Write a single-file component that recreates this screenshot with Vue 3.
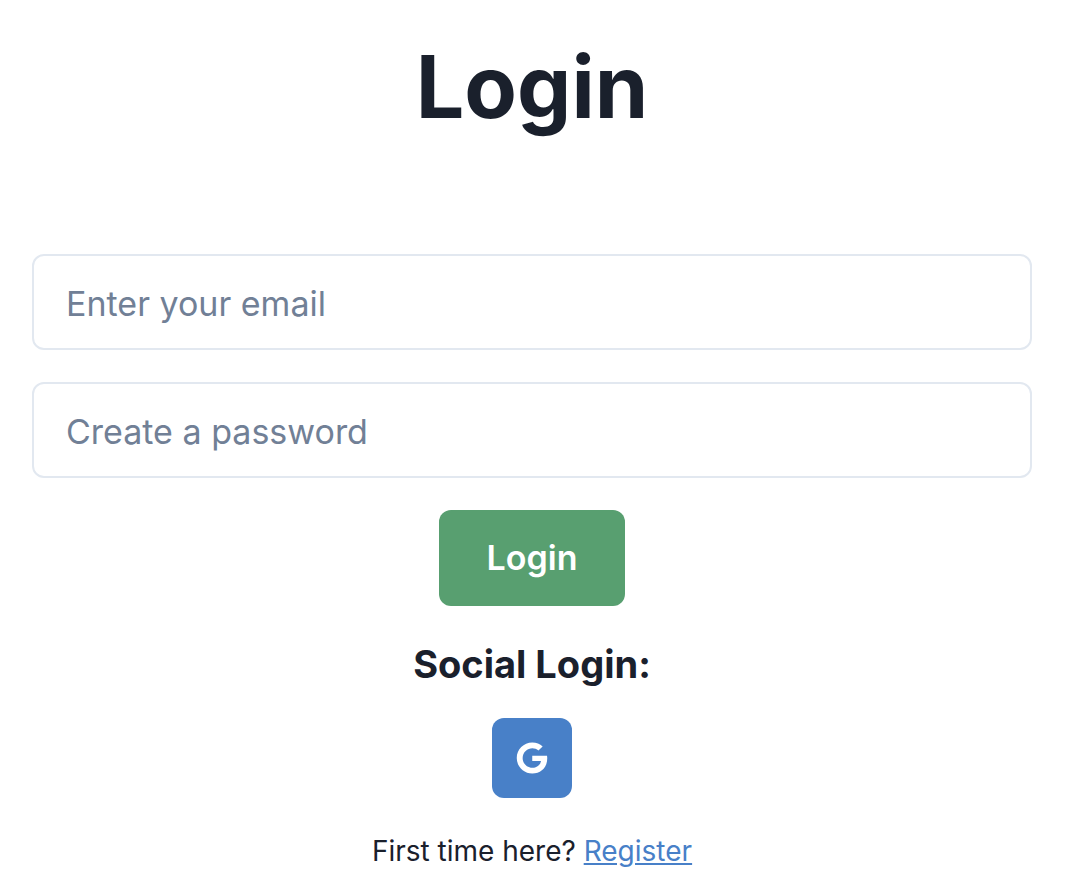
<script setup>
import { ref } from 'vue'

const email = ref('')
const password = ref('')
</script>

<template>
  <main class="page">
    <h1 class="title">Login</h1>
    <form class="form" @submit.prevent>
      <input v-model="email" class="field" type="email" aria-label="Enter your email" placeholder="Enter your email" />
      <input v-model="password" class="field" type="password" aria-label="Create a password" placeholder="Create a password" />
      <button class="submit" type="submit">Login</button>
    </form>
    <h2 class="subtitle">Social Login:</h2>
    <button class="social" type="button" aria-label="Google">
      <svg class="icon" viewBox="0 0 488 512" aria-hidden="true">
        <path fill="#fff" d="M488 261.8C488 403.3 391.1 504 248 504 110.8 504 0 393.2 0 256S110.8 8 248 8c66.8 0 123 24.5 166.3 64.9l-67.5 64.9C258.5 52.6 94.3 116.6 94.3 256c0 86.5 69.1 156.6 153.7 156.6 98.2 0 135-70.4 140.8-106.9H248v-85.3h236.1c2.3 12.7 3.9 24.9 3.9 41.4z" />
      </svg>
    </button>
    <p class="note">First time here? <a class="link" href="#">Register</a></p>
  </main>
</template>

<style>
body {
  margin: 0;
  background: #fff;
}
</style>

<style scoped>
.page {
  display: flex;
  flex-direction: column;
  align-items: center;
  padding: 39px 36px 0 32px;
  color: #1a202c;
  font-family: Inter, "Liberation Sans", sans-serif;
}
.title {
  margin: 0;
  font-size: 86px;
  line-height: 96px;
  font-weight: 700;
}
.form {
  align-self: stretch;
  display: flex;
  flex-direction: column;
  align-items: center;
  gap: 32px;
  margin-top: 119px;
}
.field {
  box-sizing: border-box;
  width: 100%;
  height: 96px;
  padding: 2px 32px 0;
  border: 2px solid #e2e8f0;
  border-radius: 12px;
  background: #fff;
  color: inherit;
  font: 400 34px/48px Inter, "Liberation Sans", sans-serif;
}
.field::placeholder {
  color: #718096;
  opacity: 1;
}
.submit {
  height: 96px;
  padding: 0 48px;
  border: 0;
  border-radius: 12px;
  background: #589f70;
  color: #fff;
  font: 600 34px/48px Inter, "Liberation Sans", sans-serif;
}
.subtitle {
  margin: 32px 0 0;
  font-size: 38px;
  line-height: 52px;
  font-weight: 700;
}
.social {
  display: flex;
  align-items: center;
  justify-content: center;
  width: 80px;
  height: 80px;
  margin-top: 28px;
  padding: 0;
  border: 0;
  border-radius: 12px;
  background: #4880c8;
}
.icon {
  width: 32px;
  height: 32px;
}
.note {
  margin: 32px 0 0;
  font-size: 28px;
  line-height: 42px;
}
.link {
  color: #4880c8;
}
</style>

^^^^^^^^^^^^^^^^

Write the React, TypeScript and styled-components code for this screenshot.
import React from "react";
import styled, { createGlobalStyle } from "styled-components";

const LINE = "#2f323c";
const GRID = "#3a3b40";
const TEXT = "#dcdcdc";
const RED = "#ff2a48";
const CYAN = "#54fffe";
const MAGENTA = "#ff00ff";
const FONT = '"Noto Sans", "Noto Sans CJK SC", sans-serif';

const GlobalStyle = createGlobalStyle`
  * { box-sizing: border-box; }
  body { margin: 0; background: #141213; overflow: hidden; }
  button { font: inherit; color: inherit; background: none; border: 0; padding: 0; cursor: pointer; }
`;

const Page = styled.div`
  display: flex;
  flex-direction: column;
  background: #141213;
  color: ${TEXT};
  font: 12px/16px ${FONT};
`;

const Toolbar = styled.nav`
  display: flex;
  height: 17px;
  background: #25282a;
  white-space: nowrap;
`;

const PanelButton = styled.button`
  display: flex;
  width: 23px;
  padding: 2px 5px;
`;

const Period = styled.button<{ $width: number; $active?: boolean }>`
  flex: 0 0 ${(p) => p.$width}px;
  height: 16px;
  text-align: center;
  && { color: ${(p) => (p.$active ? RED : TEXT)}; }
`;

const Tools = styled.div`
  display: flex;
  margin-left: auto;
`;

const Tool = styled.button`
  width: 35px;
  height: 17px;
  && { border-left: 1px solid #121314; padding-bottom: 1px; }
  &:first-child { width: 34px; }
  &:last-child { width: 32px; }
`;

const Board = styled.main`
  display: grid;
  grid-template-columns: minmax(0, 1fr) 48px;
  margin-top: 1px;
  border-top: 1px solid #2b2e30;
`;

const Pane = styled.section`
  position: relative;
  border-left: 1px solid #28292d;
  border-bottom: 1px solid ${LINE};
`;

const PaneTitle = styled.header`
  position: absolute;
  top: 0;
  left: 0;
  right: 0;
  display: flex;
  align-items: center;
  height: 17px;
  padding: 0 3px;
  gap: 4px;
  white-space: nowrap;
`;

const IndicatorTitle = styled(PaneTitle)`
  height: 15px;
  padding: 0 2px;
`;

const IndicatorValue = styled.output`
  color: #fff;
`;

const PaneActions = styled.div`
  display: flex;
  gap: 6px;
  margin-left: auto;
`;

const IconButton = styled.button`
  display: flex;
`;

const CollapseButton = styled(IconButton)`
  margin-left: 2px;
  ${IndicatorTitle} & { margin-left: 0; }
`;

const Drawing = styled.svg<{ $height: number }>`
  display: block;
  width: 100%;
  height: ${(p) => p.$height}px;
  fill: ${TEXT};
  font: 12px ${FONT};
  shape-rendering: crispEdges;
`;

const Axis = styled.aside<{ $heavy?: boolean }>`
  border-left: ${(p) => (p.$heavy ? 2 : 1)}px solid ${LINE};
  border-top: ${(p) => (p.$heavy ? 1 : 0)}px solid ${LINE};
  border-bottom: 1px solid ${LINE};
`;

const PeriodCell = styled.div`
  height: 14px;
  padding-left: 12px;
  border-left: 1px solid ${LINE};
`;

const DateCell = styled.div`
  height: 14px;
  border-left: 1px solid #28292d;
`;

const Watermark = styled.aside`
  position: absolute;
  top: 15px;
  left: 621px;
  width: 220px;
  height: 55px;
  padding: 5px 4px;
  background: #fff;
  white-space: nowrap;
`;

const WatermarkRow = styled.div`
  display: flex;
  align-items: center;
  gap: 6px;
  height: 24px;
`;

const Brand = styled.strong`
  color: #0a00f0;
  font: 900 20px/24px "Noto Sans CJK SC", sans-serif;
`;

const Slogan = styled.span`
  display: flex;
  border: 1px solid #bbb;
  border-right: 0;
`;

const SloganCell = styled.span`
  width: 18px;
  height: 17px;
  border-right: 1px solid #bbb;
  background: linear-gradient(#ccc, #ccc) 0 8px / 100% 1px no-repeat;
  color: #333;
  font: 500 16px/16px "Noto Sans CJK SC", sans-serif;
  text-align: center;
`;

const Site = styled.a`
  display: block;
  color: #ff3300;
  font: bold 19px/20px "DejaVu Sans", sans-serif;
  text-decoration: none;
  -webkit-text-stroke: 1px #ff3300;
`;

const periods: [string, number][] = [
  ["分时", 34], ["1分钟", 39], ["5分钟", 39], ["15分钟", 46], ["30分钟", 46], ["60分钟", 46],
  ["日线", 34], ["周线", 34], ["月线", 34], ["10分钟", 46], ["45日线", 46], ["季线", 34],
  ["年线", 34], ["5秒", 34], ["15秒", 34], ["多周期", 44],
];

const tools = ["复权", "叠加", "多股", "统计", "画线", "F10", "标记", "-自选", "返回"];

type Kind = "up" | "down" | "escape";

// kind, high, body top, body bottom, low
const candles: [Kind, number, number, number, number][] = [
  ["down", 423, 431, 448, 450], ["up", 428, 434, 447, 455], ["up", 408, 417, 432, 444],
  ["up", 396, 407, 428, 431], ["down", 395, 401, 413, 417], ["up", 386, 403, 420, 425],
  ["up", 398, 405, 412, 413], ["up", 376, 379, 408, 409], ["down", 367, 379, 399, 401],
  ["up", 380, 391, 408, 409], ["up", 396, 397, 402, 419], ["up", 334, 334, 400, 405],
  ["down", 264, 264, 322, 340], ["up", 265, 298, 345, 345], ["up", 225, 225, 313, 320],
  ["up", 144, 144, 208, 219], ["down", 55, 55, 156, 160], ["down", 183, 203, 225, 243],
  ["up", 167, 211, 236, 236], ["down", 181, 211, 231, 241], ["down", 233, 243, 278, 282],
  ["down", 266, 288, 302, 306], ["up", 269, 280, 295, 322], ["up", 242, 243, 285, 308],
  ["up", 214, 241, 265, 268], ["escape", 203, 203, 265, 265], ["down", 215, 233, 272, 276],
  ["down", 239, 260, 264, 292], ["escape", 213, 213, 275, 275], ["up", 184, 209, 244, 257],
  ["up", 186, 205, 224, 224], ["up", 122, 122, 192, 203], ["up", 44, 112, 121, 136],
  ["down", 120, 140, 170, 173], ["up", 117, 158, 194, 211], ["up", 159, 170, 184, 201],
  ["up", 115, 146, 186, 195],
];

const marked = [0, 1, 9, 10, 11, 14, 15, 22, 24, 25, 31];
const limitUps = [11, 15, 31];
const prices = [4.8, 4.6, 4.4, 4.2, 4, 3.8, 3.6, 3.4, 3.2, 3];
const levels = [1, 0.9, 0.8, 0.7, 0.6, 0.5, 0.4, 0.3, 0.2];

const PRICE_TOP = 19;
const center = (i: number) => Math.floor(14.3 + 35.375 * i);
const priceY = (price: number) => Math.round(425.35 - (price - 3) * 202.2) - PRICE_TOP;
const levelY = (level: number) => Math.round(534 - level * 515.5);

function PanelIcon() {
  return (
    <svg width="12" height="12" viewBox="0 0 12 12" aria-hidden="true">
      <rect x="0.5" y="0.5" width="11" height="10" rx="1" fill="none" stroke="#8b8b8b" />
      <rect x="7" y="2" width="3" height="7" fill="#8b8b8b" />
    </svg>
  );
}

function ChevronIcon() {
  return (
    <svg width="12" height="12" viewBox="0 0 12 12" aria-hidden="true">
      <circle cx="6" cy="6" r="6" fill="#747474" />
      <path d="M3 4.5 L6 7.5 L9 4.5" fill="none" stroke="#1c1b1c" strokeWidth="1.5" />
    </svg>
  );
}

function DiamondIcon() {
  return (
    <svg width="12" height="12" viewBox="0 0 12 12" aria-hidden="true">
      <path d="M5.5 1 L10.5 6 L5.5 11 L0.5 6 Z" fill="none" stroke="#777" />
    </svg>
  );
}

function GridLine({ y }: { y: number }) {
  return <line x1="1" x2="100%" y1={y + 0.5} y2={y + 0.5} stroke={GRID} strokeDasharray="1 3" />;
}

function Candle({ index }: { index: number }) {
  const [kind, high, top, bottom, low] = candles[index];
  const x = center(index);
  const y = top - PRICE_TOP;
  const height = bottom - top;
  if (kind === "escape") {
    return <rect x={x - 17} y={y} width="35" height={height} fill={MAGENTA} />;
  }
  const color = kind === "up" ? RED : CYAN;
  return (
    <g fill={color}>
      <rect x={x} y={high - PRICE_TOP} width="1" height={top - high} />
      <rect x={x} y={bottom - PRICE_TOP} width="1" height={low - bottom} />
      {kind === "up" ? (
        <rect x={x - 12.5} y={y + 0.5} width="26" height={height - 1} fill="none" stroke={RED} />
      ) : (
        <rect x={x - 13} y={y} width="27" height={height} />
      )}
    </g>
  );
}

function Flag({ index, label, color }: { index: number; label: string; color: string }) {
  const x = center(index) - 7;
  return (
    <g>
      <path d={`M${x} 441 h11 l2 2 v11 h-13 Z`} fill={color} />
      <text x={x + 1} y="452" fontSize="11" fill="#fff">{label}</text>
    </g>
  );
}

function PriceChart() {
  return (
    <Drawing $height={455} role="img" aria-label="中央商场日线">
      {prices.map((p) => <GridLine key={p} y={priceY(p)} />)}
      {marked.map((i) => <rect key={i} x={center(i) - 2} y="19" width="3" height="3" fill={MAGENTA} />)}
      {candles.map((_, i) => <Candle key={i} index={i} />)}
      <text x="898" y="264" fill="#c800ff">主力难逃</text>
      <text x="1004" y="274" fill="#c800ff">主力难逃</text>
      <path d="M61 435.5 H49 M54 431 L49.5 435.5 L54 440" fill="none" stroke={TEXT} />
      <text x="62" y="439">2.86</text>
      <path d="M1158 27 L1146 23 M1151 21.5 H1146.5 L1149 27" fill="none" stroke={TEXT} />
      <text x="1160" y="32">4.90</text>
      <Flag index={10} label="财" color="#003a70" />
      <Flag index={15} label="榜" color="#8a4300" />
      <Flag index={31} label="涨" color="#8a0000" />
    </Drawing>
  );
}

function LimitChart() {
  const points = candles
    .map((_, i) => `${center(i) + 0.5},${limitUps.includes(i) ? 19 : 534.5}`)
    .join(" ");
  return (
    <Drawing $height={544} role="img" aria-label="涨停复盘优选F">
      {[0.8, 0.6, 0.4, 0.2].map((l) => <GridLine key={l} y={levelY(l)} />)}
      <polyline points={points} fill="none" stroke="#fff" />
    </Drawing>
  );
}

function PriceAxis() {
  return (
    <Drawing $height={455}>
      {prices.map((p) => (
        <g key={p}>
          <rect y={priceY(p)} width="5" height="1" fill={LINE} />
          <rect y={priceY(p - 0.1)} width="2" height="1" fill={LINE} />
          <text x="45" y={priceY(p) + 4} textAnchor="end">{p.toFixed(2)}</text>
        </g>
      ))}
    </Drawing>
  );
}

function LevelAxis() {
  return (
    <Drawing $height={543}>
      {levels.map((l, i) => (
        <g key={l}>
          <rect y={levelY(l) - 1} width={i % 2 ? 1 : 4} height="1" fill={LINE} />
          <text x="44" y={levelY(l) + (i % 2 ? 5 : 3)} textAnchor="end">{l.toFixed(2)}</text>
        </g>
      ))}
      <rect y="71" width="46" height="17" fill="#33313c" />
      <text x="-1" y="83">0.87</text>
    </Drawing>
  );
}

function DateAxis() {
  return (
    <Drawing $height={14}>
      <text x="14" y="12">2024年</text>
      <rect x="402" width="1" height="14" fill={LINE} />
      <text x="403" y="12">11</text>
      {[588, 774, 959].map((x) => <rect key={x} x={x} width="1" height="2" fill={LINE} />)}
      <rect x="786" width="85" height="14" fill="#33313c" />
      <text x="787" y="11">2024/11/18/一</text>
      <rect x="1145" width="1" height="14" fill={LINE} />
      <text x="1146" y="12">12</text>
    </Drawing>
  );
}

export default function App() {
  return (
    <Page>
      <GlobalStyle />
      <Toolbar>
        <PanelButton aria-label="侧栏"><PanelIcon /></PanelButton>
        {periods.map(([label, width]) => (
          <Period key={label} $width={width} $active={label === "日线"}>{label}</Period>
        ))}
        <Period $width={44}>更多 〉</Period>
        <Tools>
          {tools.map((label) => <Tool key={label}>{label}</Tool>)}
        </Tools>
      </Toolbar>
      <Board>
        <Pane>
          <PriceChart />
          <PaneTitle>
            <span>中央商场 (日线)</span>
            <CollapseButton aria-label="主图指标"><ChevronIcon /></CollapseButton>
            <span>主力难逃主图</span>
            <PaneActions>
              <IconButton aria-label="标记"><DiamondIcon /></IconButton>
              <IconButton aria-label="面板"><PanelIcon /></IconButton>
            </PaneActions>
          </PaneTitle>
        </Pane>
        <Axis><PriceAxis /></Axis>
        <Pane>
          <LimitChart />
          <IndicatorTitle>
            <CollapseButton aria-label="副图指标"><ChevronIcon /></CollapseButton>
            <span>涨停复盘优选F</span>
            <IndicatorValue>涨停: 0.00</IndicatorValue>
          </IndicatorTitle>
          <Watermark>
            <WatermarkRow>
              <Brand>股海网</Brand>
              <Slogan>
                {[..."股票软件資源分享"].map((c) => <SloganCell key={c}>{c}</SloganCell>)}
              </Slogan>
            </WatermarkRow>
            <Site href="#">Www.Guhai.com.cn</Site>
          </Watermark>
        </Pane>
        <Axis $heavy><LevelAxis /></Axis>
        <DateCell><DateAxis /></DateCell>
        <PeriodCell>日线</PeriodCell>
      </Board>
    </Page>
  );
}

^^^^^^^^^^^^^^^^

_Requirement_. Return only those lines of the records that contain the string "screenshot".

_Full answer_.
Write a single-file component that recreates this screenshot with Vue 3.
Write the React, TypeScript and styled-components code for this screenshot.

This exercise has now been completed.